It’s hard to think of “a more dedicated more flexible, a more compassionate, more risk-taking, loving group than youth leaders,” Steven Argue told more than 180 participants at a ROCK(ish) webinar Feb. 3. “A lot of people put a lot of expectations on you, but you hold that with grace, with patience, and you give it your all.”
Argue, an author, professor, and the Applied Research Strategist for the Fuller Youth Institute in California, believes that young people, who today can range from age 11 to 29, are seeking to answer three essential questions in their lives that address:
- Identity or Who am I?
- Belonging or Where do I fit in? and
- Purpose or What difference can I make and what’s my fingerprint on the world?
“These questions are pulsating in people’s lives, all our lives, but especially with adolescents and emerging adults,” Argue said. For many of them, “this is the first time they have enough perspective to actually ask these questions and have the answers shape their futures. We need to keep this in mind when we think about ministry.”
These three questions are lived out in the narratives people tell themselves and one another about the world, said Argue. There are hundreds of potential narratives, all of them stories of how and why the world works the way it does.
Too often in the past, youth leaders assumed young people were out there making decisions: good decisions, bad decisions, loving decisions, rebellious decisions, and/or the flavor of the month, Argue said. And it was the role of youth leaders to make sure the kids “grabbed for the good decisions.”
But this model is not helpful, Argue said. “Young people are living absolutely perfectly into the narratives they believe about the world."
“They see the world in particular ways and they’re acting in it to survive, live, and succeed according to how they think the world works,” said Argue. For example, if young people feel the world is intrinsically threatening, they will hide and protect themselves, so they won’t be harmed, or called out, or damaged. Or, if they believe the world privileges particular people, they may feel incomplete or that their voices don’t matter.
As youth leaders, “we can spend our time trying to trick, challenge, or inspire young people to just make good choices, or we can begin to try to understand the narrative they’re holding in their heads,” Argue sad.
At the same time, said Argue, youth leaders need to offer a Gospel-centered narrative to remind young people that there is a world of abundance, filled with love and grace, and that God sees, loves, and calls them to be partners in creating the Kingdom of God.
Argue is quick to acknowledge that there all kinds of mixed narratives in people’s lives. There are sometimes even “whirlwinds of narratives.” But living in the tension between multiple narratives is where ministry happens, where formation happens, and where the church is given the opportunity to journey with young people and wrestle with issues as youth strive to make meaning and sense of the world than their place in it.
So, this becomes the question, Argue said: “What’s the Good News for young people? We can use a lot of theological language and we can talk about the cross and resurrection, as we should, but at the end of the day, young people want to know, what is the Good News for them in the narrative they’re living.”
To assist leaders in helping young people better see and proclaim Jesus-centered narratives, Argue recommended three essential strategies that center around:
- Compassion – Listen, be empathetic and keep asking “Tell me more.” That simple question can be a game-changer as you model curiosity.

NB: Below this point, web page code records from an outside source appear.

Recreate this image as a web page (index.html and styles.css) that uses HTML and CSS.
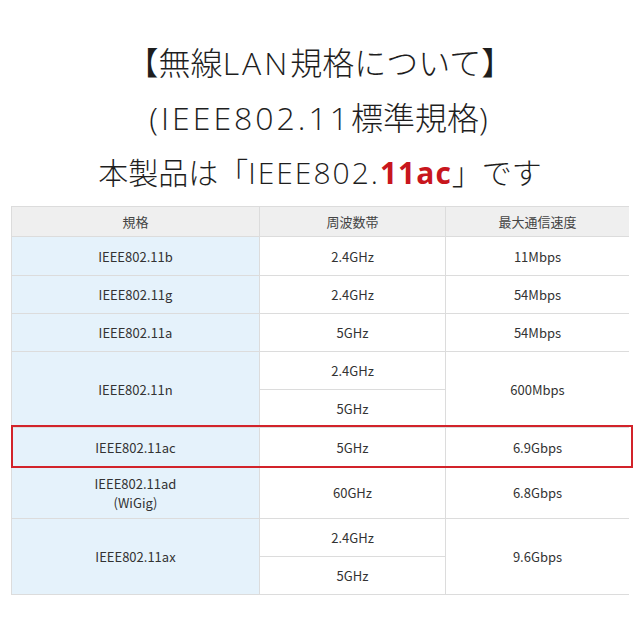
FILE: index.html
```html
<!DOCTYPE html>
<html lang="ja">
<head>
<meta charset="utf-8">
<link rel="stylesheet" href="styles.css">
</head>
<body>
<div class="page">
  <div class="heading">
    <div class="line">【無線<span class="lat">LAN</span>規格について】</div>
    <div class="line"><span class="lat">(IEEE802.11</span>標準規格<span class="lat">)</span></div>
    <div class="line small">本製品は「<span class="lat">IEEE802.</span><span class="accent">11ac</span>」です</div>
  </div>
  <div class="spec">
    <div class="cell head c1 r-h">規格</div>
    <div class="cell head c2 r-h">周波数帯</div>
    <div class="cell head c3 r-h">最大通信速度</div>

    <div class="cell std c1 r-b">IEEE802.11b</div>
    <div class="cell c2 r-b">2.4GHz</div>
    <div class="cell c3 r-b">11Mbps</div>

    <div class="cell std c1 r-g">IEEE802.11g</div>
    <div class="cell c2 r-g">2.4GHz</div>
    <div class="cell c3 r-g">54Mbps</div>

    <div class="cell std c1 r-a">IEEE802.11a</div>
    <div class="cell c2 r-a">5GHz</div>
    <div class="cell c3 r-a">54Mbps</div>

    <div class="cell std c1 r-n">IEEE802.11n</div>
    <div class="cell c2 r-n1">2.4GHz</div>
    <div class="cell c2 r-n2">5GHz</div>
    <div class="cell c3 r-n">600Mbps</div>

    <div class="cell std c1 r-ac">IEEE802.11ac</div>
    <div class="cell c2 r-ac">5GHz</div>
    <div class="cell c3 r-ac">6.9Gbps</div>
    <div class="highlight"></div>

    <div class="cell std c1 r-ad">IEEE802.11ad<br>(WiGig)</div>
    <div class="cell c2 r-ad">60GHz</div>
    <div class="cell c3 r-ad">6.8Gbps</div>

    <div class="cell std c1 r-ax">IEEE802.11ax</div>
    <div class="cell c2 r-ax1">2.4GHz</div>
    <div class="cell c2 r-ax2">5GHz</div>
    <div class="cell c3 r-ax">9.6Gbps</div>
  </div>
</div>
</body>
</html>
```
FILE: styles.css
```css
html, body {
  margin: 0;
  padding: 0;
  background: #ffffff;
}

.page {
  width: 640px;
  height: 640px;
  font-family: "Noto Sans CJK JP", "Noto Sans", sans-serif;
  color: #222;
}

.heading {
  padding-top: 34px;
  margin-bottom: 7px;
  text-align: center;
}

.line {
  height: 55px;
  line-height: 55px;
  font-size: 32px;
  font-weight: 300;
  color: #1e1e1e;
  white-space: nowrap;
  font-family: "Noto Sans CJK JP", sans-serif;
}

.lat {
  font-family: "Open Sans", "Noto Sans", sans-serif;
  font-weight: 300;
  letter-spacing: 3px;
}

.small {
  font-size: 30px;
}

.small .lat {
  letter-spacing: 2px;
}

.accent {
  font-family: "Open Sans", "Noto Sans", sans-serif;
  color: #c8161d;
  font-weight: 700;
  letter-spacing: 1px;
}

.spec {
  margin-left: 11px;
  width: 618px;
  display: grid;
  grid-template-columns: 247px 185px 183px;
  grid-template-rows: 29px 38px 37px 37px 37px 37px 38px 51px 37px 37px;
  gap: 1px;
  background: #dcdcdc;
  border: 1px solid #dcdcdc;
  box-sizing: border-box;
  font-size: 13px;
  color: #333;
}

.cell {
  background: #fff;
  display: flex;
  align-items: center;
  justify-content: center;
  text-align: center;
  line-height: 19px;
}

.head {
  background: #efefef;
  color: #444;
}

.std {
  background: #e5f2fb;
}

.c1 { grid-column: 1; }
.c2 { grid-column: 2; }
.c3 { grid-column: 3; }

.r-h { grid-row: 1; }
.r-b { grid-row: 2; }
.r-g { grid-row: 3; }
.r-a { grid-row: 4; }
.r-n { grid-row: 5 / 7; }
.r-n1 { grid-row: 5; }
.r-n2 { grid-row: 6; }
.r-ac { grid-row: 7; }
.r-ad { grid-row: 8; }
.r-ax { grid-row: 9 / 11; }
.r-ax1 { grid-row: 9; }
.r-ax2 { grid-row: 10; }

.highlight {
  grid-row: 7;
  grid-column: 1 / 4;
  border: 2px solid #d2232a;
  margin: -3px -4px -2px -1px;
  pointer-events: none;
  z-index: 1;
}
```
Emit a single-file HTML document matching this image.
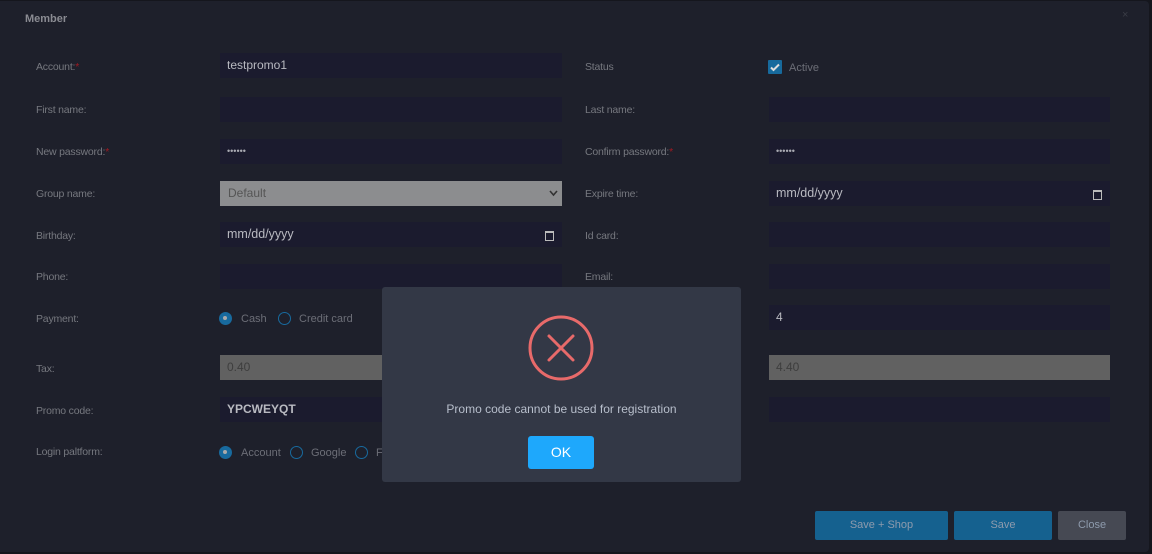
<!DOCTYPE html>
<html><head><style>
body{margin:0;width:1152px;height:554px;background:#15161d;overflow:hidden;font-family:"Liberation Sans",sans-serif;position:relative}
.frame{position:absolute;left:0;top:1px;width:1149px;height:551px;background:#1e202b;border-radius:0 4px 4px 0}
.a{position:absolute}
.lbl{position:absolute;font-size:10.5px;color:#76787f;letter-spacing:-0.2px}
.req{color:#a01a22}
.in{position:absolute;height:25px;background:#1b1b2e;color:#a9aab2;font-size:12px;line-height:25px;padding-left:7px;box-sizing:border-box}
.grey{background:#616161;color:#3e3e3e}
.rad{position:absolute;width:13px;height:13px;border:1.5px solid #186a9e;border-radius:50%;box-sizing:border-box}
.rad.on{background:#186a9e}
.rad.on::after{content:"";position:absolute;left:3px;top:3px;width:4px;height:4px;border-radius:50%;background:#aaa}
.rl{position:absolute;font-size:11px;color:#6c6e77}
.btn{position:absolute;height:29px;line-height:29px;text-align:center;font-size:11px;color:#8e9bad;border-radius:2px;background:#15618f}
</style></head><body>
<div class="frame"></div>
<div class="a" style="left:25px;top:13px;font-size:11px;font-weight:bold;color:#8a8b92">Member</div>
<div class="a" style="left:1122px;top:9px;font-size:11px;color:#3a3c46">×</div>

<div class="lbl" style="left:36px;top:61px">Account:<span class="req">*</span></div>
<div class="in" style="left:220px;top:53px;width:342px;color:#b9bac1">testpromo1</div>
<div class="lbl" style="left:36px;top:104px">First name:</div>
<div class="in" style="left:220px;top:97px;width:342px"></div>
<div class="lbl" style="left:36px;top:146px">New password:<span class="req">*</span></div>
<div class="in" style="left:220px;top:139px;width:342px;font-size:9px">••••••</div>
<div class="lbl" style="left:36px;top:188px">Group name:</div>
<div class="in" style="left:220px;top:181px;width:342px;background:#8c8d8f;color:#555;padding-left:8px">Default<svg style="position:absolute;right:4px;top:9px" width="9" height="7"><path d="M1 1l3.5 4L8 1" stroke="#333" stroke-width="1.6" fill="none"/></svg></div>
<div class="lbl" style="left:36px;top:230px">Birthday:</div>
<div class="in" style="left:220px;top:222px;width:342px;font-size:12.5px;color:#b9bac1">mm/dd/yyyy<span style="position:absolute;right:8px;top:9px;width:7px;height:7px;border:1px solid #bbb;border-top-width:2px"></span></div>
<div class="lbl" style="left:36px;top:271px">Phone:</div>
<div class="in" style="left:220px;top:264px;width:342px"></div>
<div class="lbl" style="left:36px;top:313px">Payment:</div>
<div class="rad on" style="left:219px;top:312px"></div><div class="rl" style="left:241px;top:313px">Cash</div>
<div class="rad" style="left:278px;top:312px"></div><div class="rl" style="left:299px;top:313px">Credit card</div>
<div class="lbl" style="left:36px;top:363px">Tax:</div>
<div class="in grey" style="left:220px;top:355px;width:342px">0.40</div>
<div class="lbl" style="left:36px;top:405px">Promo code:</div>
<div class="in" style="left:220px;top:397px;width:342px;font-weight:bold;color:#b9bac1">YPCWEYQT</div>
<div class="lbl" style="left:36px;top:446px">Login paltform:</div>
<div class="rad on" style="left:219px;top:446px"></div><div class="rl" style="left:241px;top:447px">Account</div>
<div class="rad" style="left:290px;top:446px"></div><div class="rl" style="left:311px;top:447px">Google</div>
<div class="rad" style="left:355px;top:446px"></div><div class="rl" style="left:376px;top:447px">F</div>

<div class="lbl" style="left:585px;top:61px">Status</div>
<div class="a" style="left:768px;top:60px;width:14px;height:14px;background:#176a9d;border-radius:1px"><svg width="14" height="14"><path d="M3 7.5l2.5 2.5L11 4.5" stroke="#ddd" stroke-width="2" fill="none"/></svg></div>
<div class="rl" style="left:789px;top:62px">Active</div>
<div class="lbl" style="left:585px;top:104px">Last name:</div>
<div class="in" style="left:769px;top:97px;width:341px"></div>
<div class="lbl" style="left:585px;top:146px">Confirm password:<span class="req">*</span></div>
<div class="in" style="left:769px;top:139px;width:341px;font-size:9px">••••••</div>
<div class="lbl" style="left:585px;top:188px">Expire time:</div>
<div class="in" style="left:769px;top:181px;width:341px;font-size:12.5px;color:#b9bac1">mm/dd/yyyy<span style="position:absolute;right:8px;top:9px;width:7px;height:7px;border:1px solid #bbb;border-top-width:2px"></span></div>
<div class="lbl" style="left:585px;top:230px">Id card:</div>
<div class="in" style="left:769px;top:222px;width:341px"></div>
<div class="lbl" style="left:585px;top:271px">Email:</div>
<div class="in" style="left:769px;top:264px;width:341px"></div>
<div class="in" style="left:769px;top:305px;width:341px;color:#b9bac1">4</div>
<div class="in grey" style="left:769px;top:355px;width:341px">4.40</div>
<div class="in" style="left:769px;top:397px;width:341px"></div>

<div class="btn" style="left:815px;top:511px;width:133px">Save + Shop</div>
<div class="btn" style="left:954px;top:511px;width:98px">Save</div>
<div class="btn" style="left:1058px;top:511px;width:68px;background:#464953">Close</div>

<div class="a" style="left:382px;top:287px;width:359px;height:195px;background:#333846;border-radius:3px">
<svg class="a" style="left:145px;top:28px" width="68" height="68"><circle cx="34" cy="33" r="31" stroke="#e86a6a" stroke-width="3" fill="none"/><path d="M22 21L46 45M46 21L22 45" stroke="#e86a6a" stroke-width="3" stroke-linecap="round"/></svg>
<div class="a" style="left:0;width:359px;top:115px;text-align:center;font-size:12px;color:#b8bfcc">Promo code cannot be used for registration</div>
<div class="a" style="left:146px;top:149px;width:66px;height:33px;background:#1ea8fc;border-radius:3px;color:#fff;font-size:14px;line-height:33px;text-align:center">OK</div>
</div>
</body></html>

- Creativity – Be interested and interesting. Be a good storyteller, share your narrative, and make the Gospel story feel relevant and personal.
- Courage – Be bold enough to go first in sharing your narrative and the way God is alive in your life.
Stepping into a church’s youth room “is crazy, scary, heart-breaking, beautiful, and inspiring all wrapped up in one,” Argue said. “It a transformative space where we get laid bare and become better people. … It’s where ministry happens.”
And yet, at the same time, he said, an important question is “how do we not let the walls of the church become a barrier instead of a bridge to the community? Our communities need caring people who want to make the world a better place. The world needs you.”